BR: I understand your request, but I’ll need to consult with my manager about this exceptional case. Give me a moment, and I’ll see what we can do.
[BR leaves briefly to speak with his manager.]
BR: I spoke with my manager, and we’ve decided to meet you halfway. We can offer you a new interest rate of 5.75%.
You: That’s much better. I appreciate your effort in making this happen. Thank you for understanding my perspective. I’m glad we were able to work this out together.
BR: You’re welcome. We value your loyalty and we’re pleased to have reached an agreement that satisfies us both. Let me get the documents for you to sign.
Script for New Borrower
In this scenario, you’re a new borrower trying to get a better deal than what the bank offers to new customers.
Bank Manager: Your credit score is good, but I’m afraid the current mortgage rate is non-negotiable.
You: I understand, but I’d like to discuss why I believe I could be a high-value borrower for your bank. I have a stable job with a consistent income. I’ve been saving diligently for years, and I have a significant down payment of 30% of the property’s value.
BM: That’s commendable, but the current rate is for everyone, regardless of their financial standing.
You: I understand, but I believe with my financial stability and responsible money management, I am a low-risk borrower. Offering me a more competitive rate would benefit both of us.

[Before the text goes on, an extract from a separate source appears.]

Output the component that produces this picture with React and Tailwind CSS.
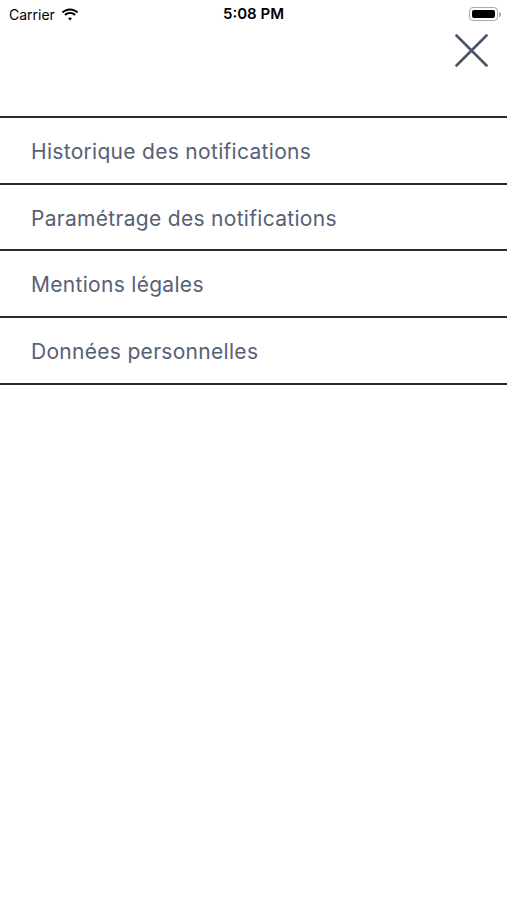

BM: I hear you, but it’s not a decision I can make alone. Let me see what I can do.
[The manager makes a phone call to the bank’s underwriter.]
Underwriter: You say you’re a low-risk borrower. Can you back that up with any additional financial information?

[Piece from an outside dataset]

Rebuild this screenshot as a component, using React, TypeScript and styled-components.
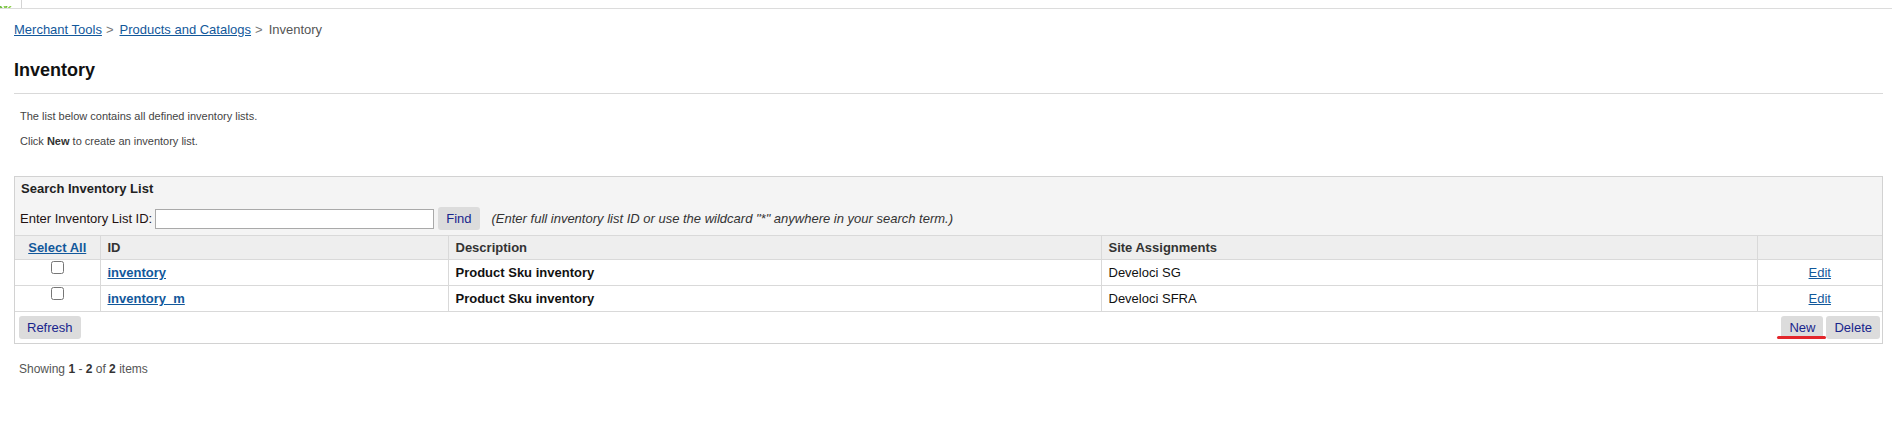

You: These are my latest bank statements, proof of additional investments, and my consistent payment history on previous loans.
Underwriter: Impressive. I can see you’re serious about this. Let me run some numbers.
[The underwriter leaves and returns.]
Underwriter: I’ve recalculated everything, and I can offer you a lower rate. It’s not as low as we’d give our VIP clients, but it’s better than the standard rate.
You: Thank you. That’s a step in the right direction.
BM: Indeed. We value responsible borrowers like yourself, and we’re pleased to reach a better deal.
FAQs from our MMS Community Members
We know mortgages can be confusing. That’s why we’re here to simplify things for you.
How much can you save by negotiating a better rate?
Negotiating a better deal can save you a lot of money over the duration of your home loan. Let’s have a hypothetical example to illustrate how even a small discount on a cheaper home loan helps you save on your repayments.
Let’s say you get a $500,000 loan with a 30-year term and a 5% mortgage interest rate. Using our loan comparison calculator, you have monthly repayments of $2,685. However, you find out that your lender is now providing a more enticing rate of 4.80%, so you negotiate and manage to secure a better rate.
Your monthly repayments drop to $2,624 as a result of the home loan interest rate reduction, resulting in a $61 monthly savings that total $732 in annual savings.
Does it hurt your credit to ask for a lower interest rate?
Asking for a lower home loan rate doesn’t hurt your credit score. However, making an excessive number of credit applications chasing a lower home loan rate can affect your credit score.
A credit enquiry is a record left on your credit report indicating that you have applied for a loan. Your report will reflect these enquiries for five years. If you shop around for credit and apply to many credit providers in a short period of time, your credit score will suffer.
Instead of making frequent enquiries, you can use home loan comparison tools to see how your interest rate and home loan compare to the market every 6 to 12 months.
How often can you ask for a lower interest rate?
Technically, you can ask as often as you like. However, it is wise to do your research every 3 months to check: if there are any great deals that you are missing out on, whether your property has increased in value, or if your lender has lifted interest rates higher than other lenders for comparable loans.
What are the 3 factors in getting a lower interest rate?
Aside from being a high-value borrower with a good credit score the Reserve Bank of Australia (RBA) identified these 3 factors in getting a competitive rate: loan type, loan size, and loan-to-valuation ratio.
Owner-occupier home loans with principal-and-interest payments are the most common type of loan in Australia. These loans entail regular principal-interest payments from the borrower and are seen by many, including credit rating companies, as a less risky type of loan.
On the other hand, an interest-only loan is viewed as more risky than a loan that also requires principal repayments. As a result, interest rates on principal-and-interest loans are often lower than those on interest-only loans. And if you’re a property investor, note that the interest rates paid on investment loans are typically higher than owner-occupied loans.
Larger loans receive more competitive rates. For instance, a borrower with a $1,000,000 loan approval would expect a 0.12% bigger discount than a $400,000. Larger loan applicants may have more leverage to lower interest rates. Given the fixed costs of writing loans, lenders may offer larger loans better interest rates.
The loan-to-valuation ratio (LVR) is a crucial factor indicating the risk associated with a loan. Higher LVRs are riskier due to less equity cushioning against property value declines. Borrowers with an LVR exceeding 80% usually need to purchase lenders’ mortgage insurance (LMI). The study found that loans with LVRs below 80% receive much lower interest rates.
Is 1% less interest worth refinancing?
Depending on your current loan rate and the size of your home loan, a 1% rate reduction could mean savings of up to tens of thousands of dollars for the remainder of your loan term.
Using the MMS loan comparison calculator we have this table below showing the difference in monthly repayments on a number of loan balances between a rate of 6.50% and 5.50%, which is around the current variable rate average.
Amount | Monthly Repayments | ||
---|---|---|---|
6.5% | 5.5% | Difference | |
$400,000 | $2,399 | $2,148 | $251 |
$500,000 | $2,998 | $2,685 | $313 |
$600,000 | $3,598 | $3,221 | $377 |
$700,000 | $4,197 | $3,758 | $439 |
$800,000 | $4,797 | $4,295 | $502 |
Negotiating a better rate on your home loan is a financially savvy move that can save you substantial amounts over time.
Additionally, you can also seek advice from a mortgage broker to discover competitive rates from various lenders and receive multiple options. By consulting with a mortgage broker, you can gain insights to make an informed decision on your home loan journey.